THE REQUEST: Copy nothing but the stretch that opens with the line containing "Generate a component" and closes with the line containing "const dt = ' text-[12px] text-[#444]';". Keep pictures out.

RECORD LIST:
════════════════════
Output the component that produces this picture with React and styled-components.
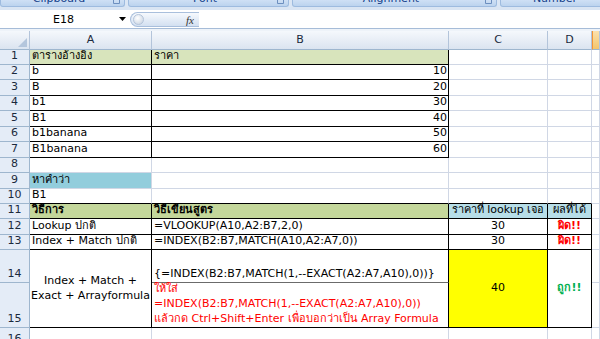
════════════════════
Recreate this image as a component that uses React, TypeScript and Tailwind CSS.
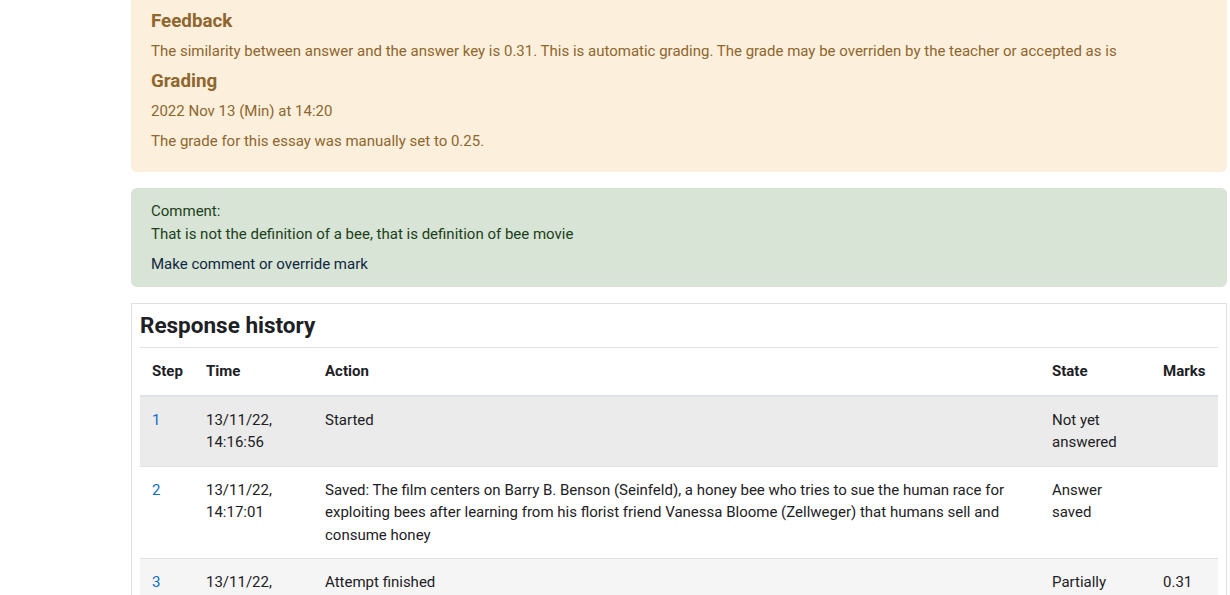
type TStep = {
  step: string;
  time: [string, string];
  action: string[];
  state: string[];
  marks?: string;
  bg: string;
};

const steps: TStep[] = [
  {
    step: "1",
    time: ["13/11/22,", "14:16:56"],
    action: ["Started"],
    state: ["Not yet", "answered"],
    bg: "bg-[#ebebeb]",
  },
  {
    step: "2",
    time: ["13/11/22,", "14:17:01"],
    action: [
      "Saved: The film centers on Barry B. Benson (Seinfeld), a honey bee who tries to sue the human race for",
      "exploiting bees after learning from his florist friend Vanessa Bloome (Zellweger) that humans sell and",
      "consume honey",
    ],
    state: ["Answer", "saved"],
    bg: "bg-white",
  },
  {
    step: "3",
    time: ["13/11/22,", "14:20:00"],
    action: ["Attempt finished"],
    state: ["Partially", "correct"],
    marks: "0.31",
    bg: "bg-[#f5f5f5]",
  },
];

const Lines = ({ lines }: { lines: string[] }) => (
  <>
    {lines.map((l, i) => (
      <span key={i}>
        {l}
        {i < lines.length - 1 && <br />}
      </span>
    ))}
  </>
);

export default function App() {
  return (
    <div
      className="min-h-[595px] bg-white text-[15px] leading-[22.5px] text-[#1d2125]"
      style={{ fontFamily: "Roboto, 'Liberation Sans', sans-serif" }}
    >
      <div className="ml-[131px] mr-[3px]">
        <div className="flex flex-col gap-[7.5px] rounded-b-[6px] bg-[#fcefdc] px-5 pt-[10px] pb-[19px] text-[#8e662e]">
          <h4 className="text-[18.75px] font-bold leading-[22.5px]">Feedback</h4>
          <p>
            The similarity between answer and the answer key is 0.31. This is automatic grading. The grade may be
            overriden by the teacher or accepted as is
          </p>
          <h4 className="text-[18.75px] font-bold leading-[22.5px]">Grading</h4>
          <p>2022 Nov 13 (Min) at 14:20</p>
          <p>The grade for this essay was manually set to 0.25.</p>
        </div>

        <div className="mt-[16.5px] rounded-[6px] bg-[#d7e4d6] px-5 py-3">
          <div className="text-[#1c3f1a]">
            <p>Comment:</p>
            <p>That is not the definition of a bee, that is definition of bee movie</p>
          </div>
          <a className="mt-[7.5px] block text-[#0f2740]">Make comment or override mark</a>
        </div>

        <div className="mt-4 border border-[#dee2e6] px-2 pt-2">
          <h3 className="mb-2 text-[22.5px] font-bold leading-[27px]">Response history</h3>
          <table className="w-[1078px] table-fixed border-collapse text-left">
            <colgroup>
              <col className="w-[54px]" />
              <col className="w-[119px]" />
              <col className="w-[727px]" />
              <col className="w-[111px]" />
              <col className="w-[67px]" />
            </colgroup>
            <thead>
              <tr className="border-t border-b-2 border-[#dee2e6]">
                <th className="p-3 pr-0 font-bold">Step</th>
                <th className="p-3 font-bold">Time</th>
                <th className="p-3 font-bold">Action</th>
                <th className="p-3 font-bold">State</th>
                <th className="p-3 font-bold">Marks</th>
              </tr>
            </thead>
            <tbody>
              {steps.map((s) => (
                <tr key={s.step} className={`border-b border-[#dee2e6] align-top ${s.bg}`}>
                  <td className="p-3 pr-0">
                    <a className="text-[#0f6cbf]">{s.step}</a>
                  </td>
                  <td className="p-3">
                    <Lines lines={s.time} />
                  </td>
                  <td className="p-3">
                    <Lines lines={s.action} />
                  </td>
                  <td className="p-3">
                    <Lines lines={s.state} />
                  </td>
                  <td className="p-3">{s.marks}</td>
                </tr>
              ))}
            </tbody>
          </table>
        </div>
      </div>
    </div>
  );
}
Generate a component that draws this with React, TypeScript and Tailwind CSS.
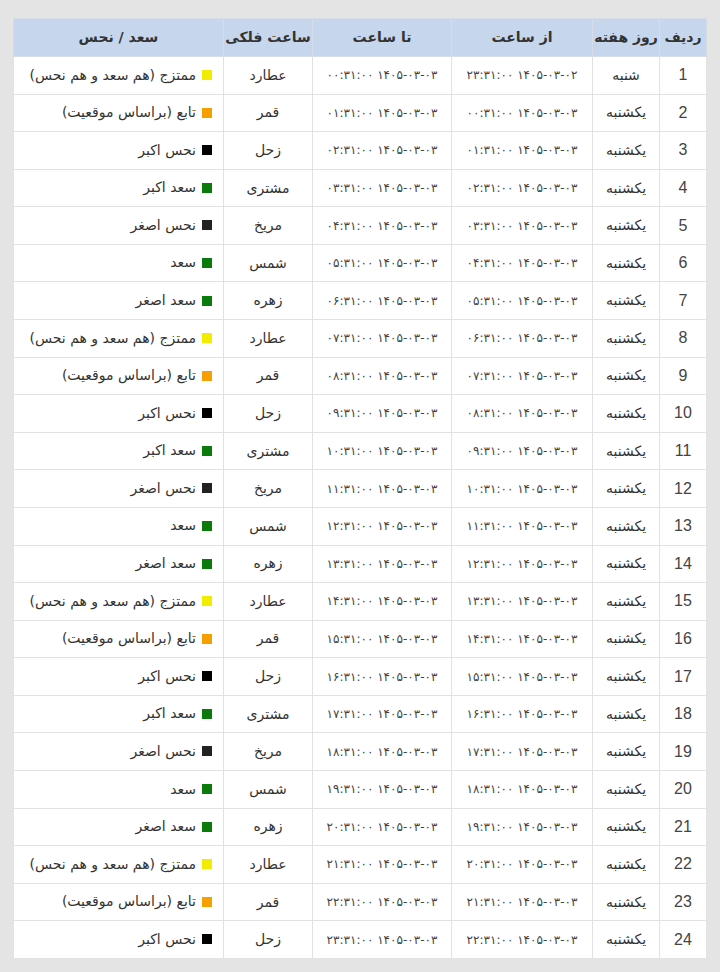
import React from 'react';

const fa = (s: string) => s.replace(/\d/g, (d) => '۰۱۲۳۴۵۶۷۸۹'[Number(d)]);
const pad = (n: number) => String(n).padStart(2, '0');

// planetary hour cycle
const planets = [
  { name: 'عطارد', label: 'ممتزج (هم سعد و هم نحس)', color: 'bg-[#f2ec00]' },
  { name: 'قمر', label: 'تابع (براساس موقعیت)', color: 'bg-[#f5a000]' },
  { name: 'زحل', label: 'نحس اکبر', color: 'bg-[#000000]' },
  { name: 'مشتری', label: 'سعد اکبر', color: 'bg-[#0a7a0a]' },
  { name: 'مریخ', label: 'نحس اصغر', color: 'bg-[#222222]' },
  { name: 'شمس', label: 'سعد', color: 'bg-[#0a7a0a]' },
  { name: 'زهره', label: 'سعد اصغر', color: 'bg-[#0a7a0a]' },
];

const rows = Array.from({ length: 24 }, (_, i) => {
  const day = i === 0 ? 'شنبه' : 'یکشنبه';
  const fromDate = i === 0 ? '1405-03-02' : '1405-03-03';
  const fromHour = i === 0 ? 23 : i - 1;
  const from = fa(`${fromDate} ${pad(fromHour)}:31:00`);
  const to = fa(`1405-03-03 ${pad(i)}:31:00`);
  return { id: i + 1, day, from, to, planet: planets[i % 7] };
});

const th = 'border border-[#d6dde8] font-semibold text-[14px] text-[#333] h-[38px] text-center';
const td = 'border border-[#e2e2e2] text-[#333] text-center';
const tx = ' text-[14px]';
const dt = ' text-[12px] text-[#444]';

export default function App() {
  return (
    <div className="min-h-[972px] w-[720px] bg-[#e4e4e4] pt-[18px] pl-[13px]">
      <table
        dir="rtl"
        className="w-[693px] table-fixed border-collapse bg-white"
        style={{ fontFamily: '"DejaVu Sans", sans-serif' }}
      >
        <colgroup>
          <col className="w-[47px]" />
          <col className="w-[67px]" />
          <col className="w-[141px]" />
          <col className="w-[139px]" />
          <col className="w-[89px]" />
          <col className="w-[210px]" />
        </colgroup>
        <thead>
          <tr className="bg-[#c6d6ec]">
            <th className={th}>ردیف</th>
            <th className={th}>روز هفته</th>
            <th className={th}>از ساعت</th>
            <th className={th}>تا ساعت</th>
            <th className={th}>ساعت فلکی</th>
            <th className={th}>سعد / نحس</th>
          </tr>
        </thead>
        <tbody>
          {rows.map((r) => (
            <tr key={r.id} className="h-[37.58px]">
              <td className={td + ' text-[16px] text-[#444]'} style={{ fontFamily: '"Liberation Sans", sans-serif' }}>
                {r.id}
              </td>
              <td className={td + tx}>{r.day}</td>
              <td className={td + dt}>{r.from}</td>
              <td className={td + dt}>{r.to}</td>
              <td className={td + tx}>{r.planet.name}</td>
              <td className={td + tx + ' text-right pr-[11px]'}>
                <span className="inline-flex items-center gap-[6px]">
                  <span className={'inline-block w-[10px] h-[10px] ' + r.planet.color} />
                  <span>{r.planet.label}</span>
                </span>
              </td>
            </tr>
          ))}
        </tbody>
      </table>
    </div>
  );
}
════════════════════
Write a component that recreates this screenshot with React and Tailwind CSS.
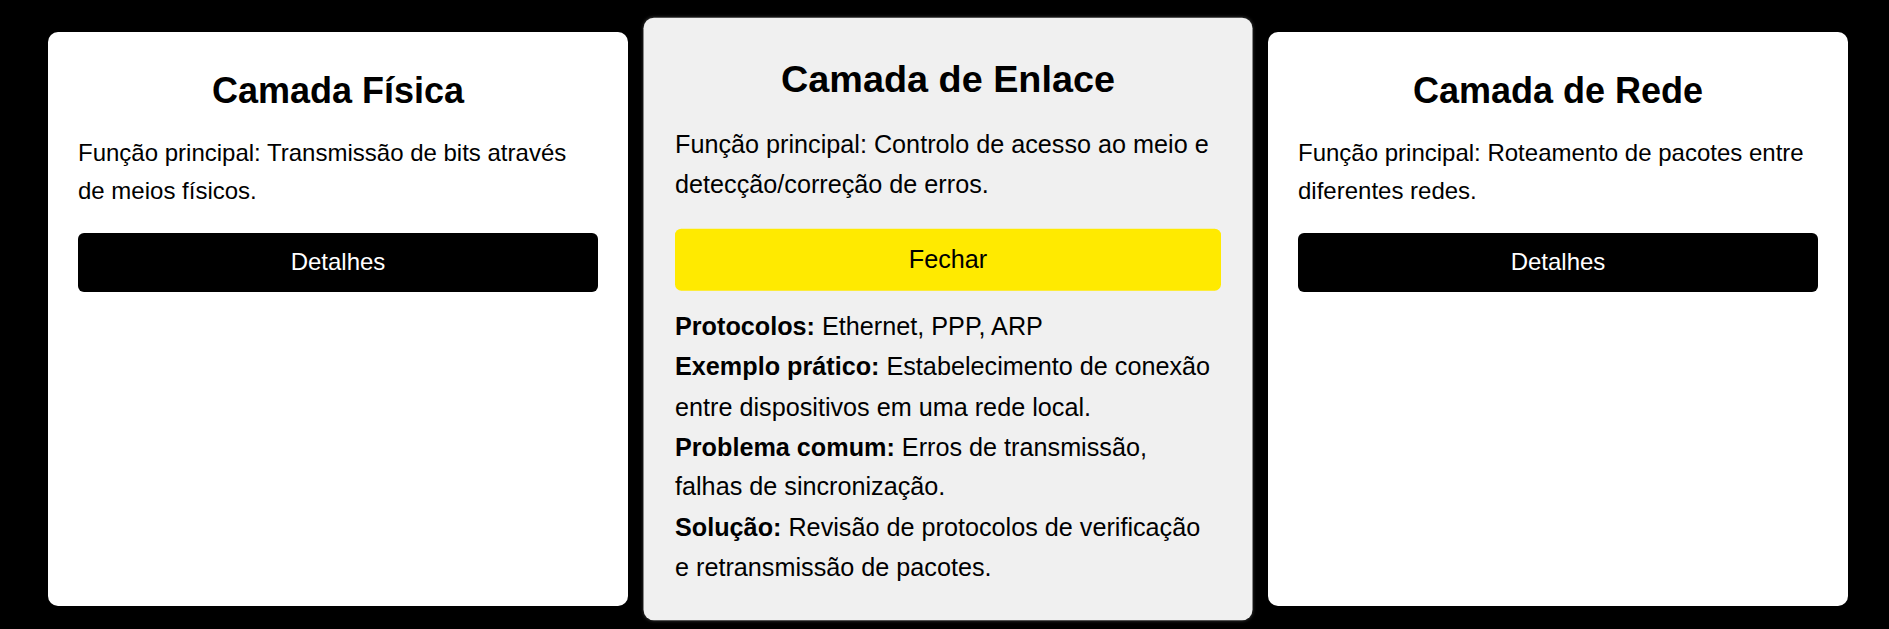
════════════════════
RESULT FOR THIS EXERCISE:
Generate a component that draws this with React, TypeScript and Tailwind CSS.
import React from 'react';

const fa = (s: string) => s.replace(/\d/g, (d) => '۰۱۲۳۴۵۶۷۸۹'[Number(d)]);
const pad = (n: number) => String(n).padStart(2, '0');

// planetary hour cycle
const planets = [
  { name: 'عطارد', label: 'ممتزج (هم سعد و هم نحس)', color: 'bg-[#f2ec00]' },
  { name: 'قمر', label: 'تابع (براساس موقعیت)', color: 'bg-[#f5a000]' },
  { name: 'زحل', label: 'نحس اکبر', color: 'bg-[#000000]' },
  { name: 'مشتری', label: 'سعد اکبر', color: 'bg-[#0a7a0a]' },
  { name: 'مریخ', label: 'نحس اصغر', color: 'bg-[#222222]' },
  { name: 'شمس', label: 'سعد', color: 'bg-[#0a7a0a]' },
  { name: 'زهره', label: 'سعد اصغر', color: 'bg-[#0a7a0a]' },
];

const rows = Array.from({ length: 24 }, (_, i) => {
  const day = i === 0 ? 'شنبه' : 'یکشنبه';
  const fromDate = i === 0 ? '1405-03-02' : '1405-03-03';
  const fromHour = i === 0 ? 23 : i - 1;
  const from = fa(`${fromDate} ${pad(fromHour)}:31:00`);
  const to = fa(`1405-03-03 ${pad(i)}:31:00`);
  return { id: i + 1, day, from, to, planet: planets[i % 7] };
});

const th = 'border border-[#d6dde8] font-semibold text-[14px] text-[#333] h-[38px] text-center';
const td = 'border border-[#e2e2e2] text-[#333] text-center';
const tx = ' text-[14px]';
const dt = ' text-[12px] text-[#444]';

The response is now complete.